Whether or not a countdown clock is visible on the rider’s screen is totally beside the point. Consumer expectation itself becomes the timer. Ratings, tips, repeat orders, and algorithmic prioritisation is the enforcement mechanism. This is not coercion in the legal sense. It is compulsion in the branded /economic sense.
India’s labour market reality makes this especially problematic. Gig work sits within an already increasingly informalised economy, with limited safety nets, weak enforcement of protections and high replaceability of labour.
As a marketer, i observe that in the Darwinian, funded, valuation chasing world extremity does not remain optional for long and rapidly becomes the norm.
Defenders of ultra fast delivery argue that smart design and infrastructure, not pressure, enables speed.
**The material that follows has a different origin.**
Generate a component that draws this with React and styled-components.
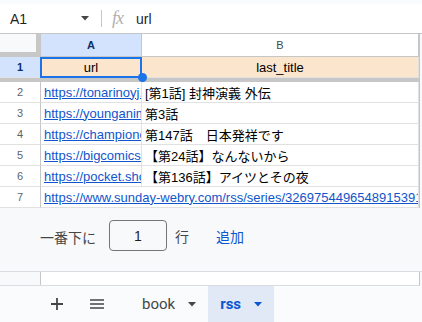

They claim that Dark store density, routing optimisation, and proximity, make ten minutes safe and feasible. That argument sounds neat on a whiteboard. On Indian roads, it collapses into tragedy.
India’s urban roads are among the most congested and hazardous in the world. Two-wheelers which are the backbone of last-mile delivery already account for a disproportionate share of accidents and fatalities. Any business model that scales by placing more time pressure on two wheeler riders is not innovating around risk but worsening it.
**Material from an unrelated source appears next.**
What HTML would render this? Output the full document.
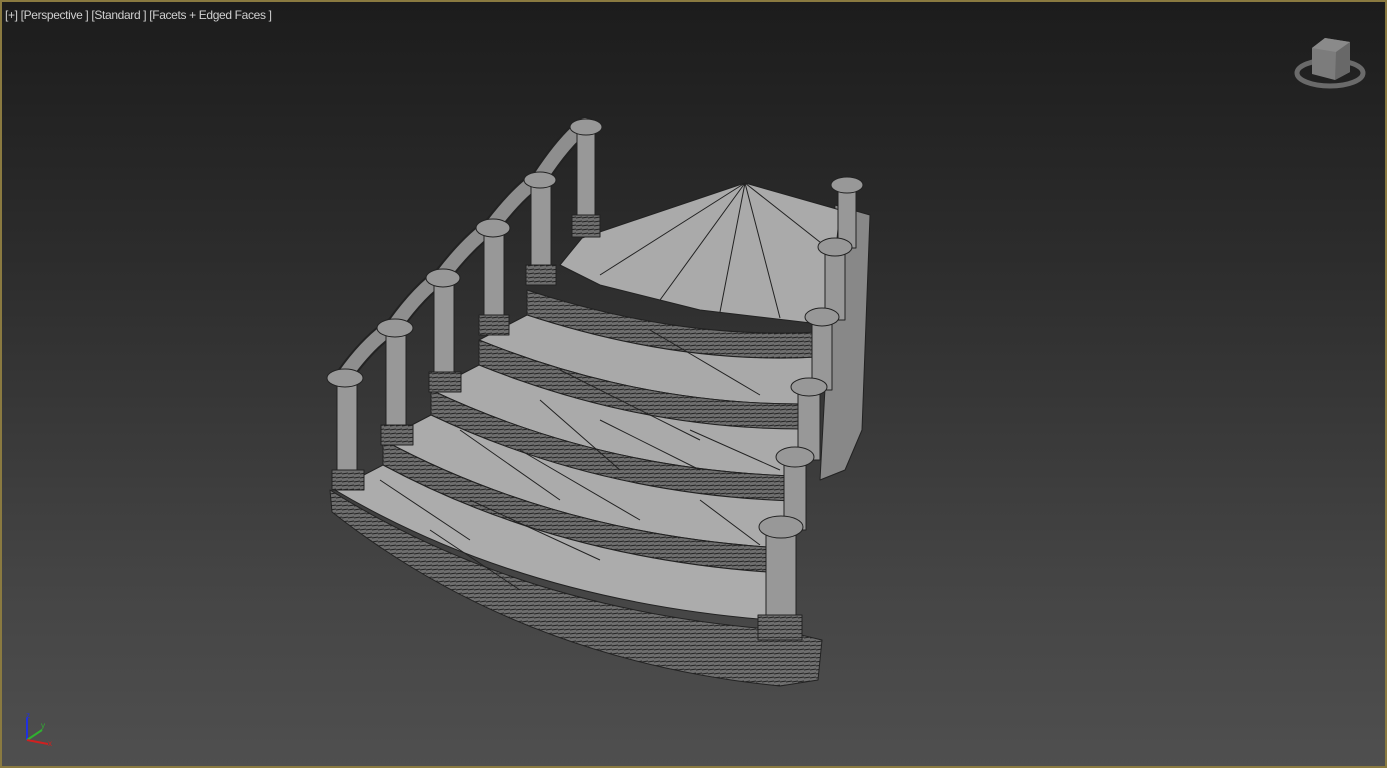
<!DOCTYPE html>
<html><head><style>
html,body{margin:0;padding:0;}
body{width:1387px;height:768px;overflow:hidden;position:relative;background:linear-gradient(#1c1c1c 0%,#2d2d2d 35%,#444 75%,#4f4f4f 100%);font-family:"Liberation Sans",sans-serif;}
.frame{position:absolute;left:0;top:0;width:1383px;height:764px;border:2px solid #8a7a40;}
.lbl{position:absolute;left:5px;top:8px;color:#d0d0d0;font-size:12px;letter-spacing:-0.35px;}
svg{position:absolute;left:0;top:0;}
</style></head><body>
<svg width="1387" height="768" viewBox="0 0 1387 768">
<defs>
<pattern id="h" width="6" height="4" patternUnits="userSpaceOnUse"><rect width="6" height="4" fill="#6e6e6e"/><path d="M0 2L6 1" stroke="#222" stroke-width="0.9"/></pattern>
</defs>
<g stroke="#222" stroke-width="1" stroke-linejoin="round">
<polygon points="835,205 870,215 862,430 845,470 820,480" fill="#888"/>
<path d="M330,490 Q520,610 780,630 L822,640 L818,680 L780,686 Q520,660 332,512 Z" fill="url(#h)"/>
<polygon points="582,238 745,183 840,210 828,325 700,310 600,285 560,265" fill="#aaaaaa"/>
<path d="M745,183 L600,275 M745,183 L660,300 M745,183 L720,312 M745,183 L780,318 M745,183 L830,250" fill="none"/>
<path d="M527,290 Q680,340 818,332 L818,357 Q680,365 527,315 Z" fill="url(#h)"/>
<path d="M479,340 Q640,405 806,404 L818,357 Q680,365 527,315 Z" fill="#a9a9a9"/>
<path d="M479,340 Q640,405 806,404 L806,429 Q640,430 479,365 Z" fill="url(#h)"/>
<path d="M431,390 Q600,470 794,476 L806,429 Q640,430 479,365 Z" fill="#aaaaaa"/>
<path d="M431,390 Q600,470 794,476 L794,501 Q600,495 431,415 Z" fill="url(#h)"/>
<path d="M383,440 Q560,535 782,548 L794,501 Q600,495 431,415 Z" fill="#ababab"/>
<path d="M383,440 Q560,535 782,548 L782,573 Q560,560 383,465 Z" fill="url(#h)"/>
<path d="M335,490 Q520,600 770,620 L782,573 Q560,560 383,465 Z" fill="#acacac"/>
<path d="M600,420 L700,470 M520,450 L640,520 M470,500 L600,560 M560,370 L700,440 M650,330 L760,395 M430,530 L520,590 M380,480 L470,540 M540,400 L620,470 M460,430 L560,500 M700,500 L760,545 M690,430 L780,470" fill="none"/>
<path d="M345,375 Q370,340 395,325 Q420,290 443,275 Q470,240 493,225 Q520,190 540,178 Q565,140 585,125" fill="none" stroke="#222" stroke-width="18" stroke-linecap="round"/>
<path d="M345,375 Q370,340 395,325 Q420,290 443,275 Q470,240 493,225 Q520,190 540,178 Q565,140 585,125" fill="none" stroke="#8e8e8e" stroke-width="14" stroke-linecap="round"/>
<g fill="#989898">
<rect x="337" y="380" width="20" height="100"/><rect x="332" y="470" width="32" height="20" fill="url(#h)"/><ellipse cx="345" cy="378" rx="18" ry="9"/>
<rect x="386" y="330" width="20" height="100"/><rect x="381" y="425" width="32" height="20" fill="url(#h)"/><ellipse cx="395" cy="328" rx="18" ry="9"/>
<rect x="434" y="280" width="20" height="100"/><rect x="429" y="372" width="32" height="20" fill="url(#h)"/><ellipse cx="443" cy="278" rx="17" ry="9"/>
<rect x="484" y="230" width="20" height="90"/><rect x="479" y="315" width="30" height="20" fill="url(#h)"/><ellipse cx="493" cy="228" rx="17" ry="9"/>
<rect x="531" y="182" width="20" height="90"/><rect x="526" y="265" width="30" height="20" fill="url(#h)"/><ellipse cx="540" cy="180" rx="16" ry="8"/>
<rect x="577" y="130" width="18" height="90"/><rect x="572" y="215" width="28" height="22" fill="url(#h)"/><ellipse cx="586" cy="127" rx="16" ry="8"/>
</g>
<g fill="#989898">
<rect x="838" y="188" width="18" height="60"/><ellipse cx="847" cy="185" rx="16" ry="8"/>
<rect x="825" y="250" width="20" height="70"/><ellipse cx="835" cy="247" rx="17" ry="9"/>
<rect x="812" y="320" width="20" height="70"/><ellipse cx="822" cy="317" rx="17" ry="9"/>
<rect x="798" y="390" width="22" height="70"/><ellipse cx="809" cy="387" rx="18" ry="9"/>
<rect x="784" y="460" width="22" height="70"/><ellipse cx="795" cy="457" rx="19" ry="10"/>
<rect x="766" y="530" width="30" height="90"/><ellipse cx="781" cy="527" rx="22" ry="11"/>
<rect x="758" y="615" width="44" height="25" fill="url(#h)"/>
</g>
</g>
<ellipse cx="1330" cy="73" rx="33" ry="13" fill="none" stroke="#6a6a6a" stroke-width="5"/>
<polygon points="1312,48 1325,38 1350,42 1350,72 1335,80 1312,74" fill="#7c7c7c"/>
<polygon points="1312,48 1325,38 1350,42 1336,52" fill="#8a8a8a"/>
<polygon points="1336,52 1350,42 1350,72 1335,80" fill="#686868"/>
<g stroke-width="2" fill="none">
<path d="M27,740 V718" stroke="#2030e0"/>
<path d="M27,740 L42,730" stroke="#30b030"/>
<path d="M27,740 L48,744" stroke="#d02020"/>
</g>
<text x="26" y="718" fill="#2030e0" font-size="8" font-family="Liberation Sans">z</text>
<text x="41" y="728" fill="#30b030" font-size="8" font-family="Liberation Sans">y</text>
<text x="48" y="746" fill="#d02020" font-size="8" font-family="Liberation Sans">x</text>
</svg>
<div class="frame"></div>
<div class="lbl">[+] [Perspective ] [Standard ] [Facets + Edged Faces ]</div>
</body></html>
Even if only a fraction of deliveries are pushed to the edge, scale ensures that the absolute number of exposed workers rises. Accidents, fatigue, churn, and insurance claims are not external anomalies. In compressing timelines in a high risk physical environment they are only to be expected.
How e-Commerce Majors Have Transferred Risk To Gig Workers?
This is where the market failure becomes evident. The consumer enjoys speed. The platform enjoys growth and differentiation. The risk in totality be it physical, financial, psychological sits with the worker. That is not a neutral outcome. It is a transfer of risk.
Supporters often point out that gig workers choose this work. That is true but incomplete. Choice in a constrained market is not the same as empowerment. When alternatives are limited, opting in does not imply consent to escalating risk. The rise in worker protests, churn, and attempts at unionisation across platforms is not ideological theatre. It is market feedback.
Unionisation does not emerge in comfortable systems. It emerges when workers feel unheard, unsafe, and disposable. Politically provoked or otherwise there is no smoke without fire.
There is also a broader societal dimension that deserves attention. Roads are not private supply chain assets. They are public spaces. When we culturally accept the idea that roads exist primarily to fulfil ever shrinking delivery promises, we change how those spaces are used and valued.
Pedestrians are seen ans obstacles. Traffic signals are perceived as inconveniences. Safety norms become negotiable. Over time, this degrades civic standards of living.
No serious economy treats public infrastructure as a pressure valve for private speed claims.
The argument here is not for banning fast delivery. Speed as a capability is valuable. Speed as an occasional privilege in case if emergencies, for specific use cases makes sense. What is dangerous is speed as a guaranteed default, marketed as entitlement.
Thirty minutes, Forty five minutes or even an hour. These timelines still deliver enormous consumer value. They allow for efficiency, predictability, and dignity. They create room for safety, rest, and humane decision making at the last mile.
Guaranteed immediacy, by contrast, should be a privilege, not a prerogative.
There is also a brand dimension that companies should reflect on. Brands that anchor themselves on extremity eventually become prisoners of it. Once ten minutes is normalised, the next competitive move is nine, then seven. Differentiation becomes escalation. Margins thin, risk rises, and reputational exposure compounds.
Sustainable brands ought to be built on trust, not adrenaline
Finally, consumers themselves must confront their role in this ecosystem. Convenience is never free. Are willing to accept the conditions under which that speed is delivered ? Are we sensitive to it ?
Market maturity comes when consumer evaluate what companies offer. India does not need to win a global race to the bottom on delivery times. It needs to build models where innovation coexists with human sensitivity and public responsibility.
E-commerce is welcome. Gig work is real. Technology will keep advancing. But fast delivery should not come atop slow empathy.